Not only does it restore the Air Force's ability to place large national security satellites in orbit, he said, "it also reopens all of our current expendable launch vehicle paths to space . . . . Our nation's fleet of expendable boosters -- Scout, Atlas, Delta and Titan 34D -- are now operational again."

After a secret countdown, the Titan thundered skyward at 1:32 p.m. PST from a pad at Vandenberg Air Force Base on the Pacific coast northwest of Los Angeles.

The Titan 34D had been grounded indefinitely following back-to-back failures in late 1985 and in April 1986. The first was caused by a massive pump failure and leak. The second was the result of a faulty bond between insulation and the skin of the Titan's solid-fuel booster, officials concluded.

After the twin failures and the shuttle disaster, the Air Force began an aggressive program to expand its fleet of expendable launch vehicles and reduce its dependency on the shuttle.

For the Titans, it has developed testing and inspection methods -- using X-rays and ultrasonic tests -- to detect flaws in the rocket case. Air Force officials said the production process has been improved.

Officials do not comment on classified payloads. However, space experts said yesterday's payload most likely was the last model of an Air Force-Central Intelligence Agency KH11 strategic reconnaissance satellite costing $500 million to $700 million. It can take finely detailed photographs of Earth.

If yesterday's payload was a KH11, "it will reduce the pressure on the shuttle to resume launches," said John Pike of the Federation of American Scientists.

There are supposed to be two such satellites in orbit around the Earth's poles. But because a Titan launch failure destroyed one, experts said, there is only one aloft, and that one reaches the end of its normal three-year life expectancy early next year.

U.S. satellites tend to outlive their expected lives. However, if the orbiting KH11 deteriorated, and yesterday's launch had failed, the country would have faced a gap of perhaps a year with no "eyes" on Soviet activities, Pike said. "We wouldn't be deaf, because we have 'ears' {eavesdropping satellites} in orbit, but we would be blind."

The shuttle is scheduled to launch a more sophisticated replacement for the KH11, the KH12, in December 1988 at the earliest. Too heavy for the Titan 34D, the KH12 could be carried by its successor, the Titan IV, which might begin flying late next year.

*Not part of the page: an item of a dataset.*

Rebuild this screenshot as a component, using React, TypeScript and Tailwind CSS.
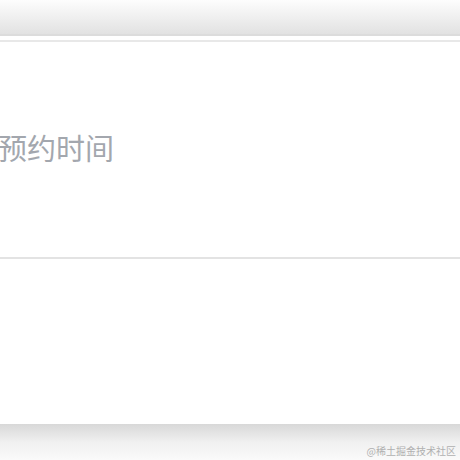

The KH11, which weighs almost 30,000 pounds and is the size of a school bus, has engines that can shift the satellite around in orbit and is equipped with powerful sensors, including a giant telescope, that can zoom in on selected areas of the Earth, experts say. The images are converted into computer data and beamed electronically to analysts on the ground.

The one presumably launched yesterday is said to be a rebuilt unit that was used on the ground by manufacturer TRW Inc. to test new sensors.

The Titan 34D rocket, built by Martin Marietta Corp., can carry payloads of up to 34,900 pounds into low-Earth orbit. It consists of a liquid-fueled core vehicle and two solid-fuel boosters. Another 34D is awaiting launch on a pad at Cape Canaveral Air Force Station in Florida. It also carries a classified payload.

Aldridge has credited the "outstanding performance" of orbiting U.S. satellites with preventing a national security crisis while the U.S. rocket fleet has been grounded. The Air Force and contractors reportedly have modified orbits and routines of certain intelligence satellites to extend their operating lives.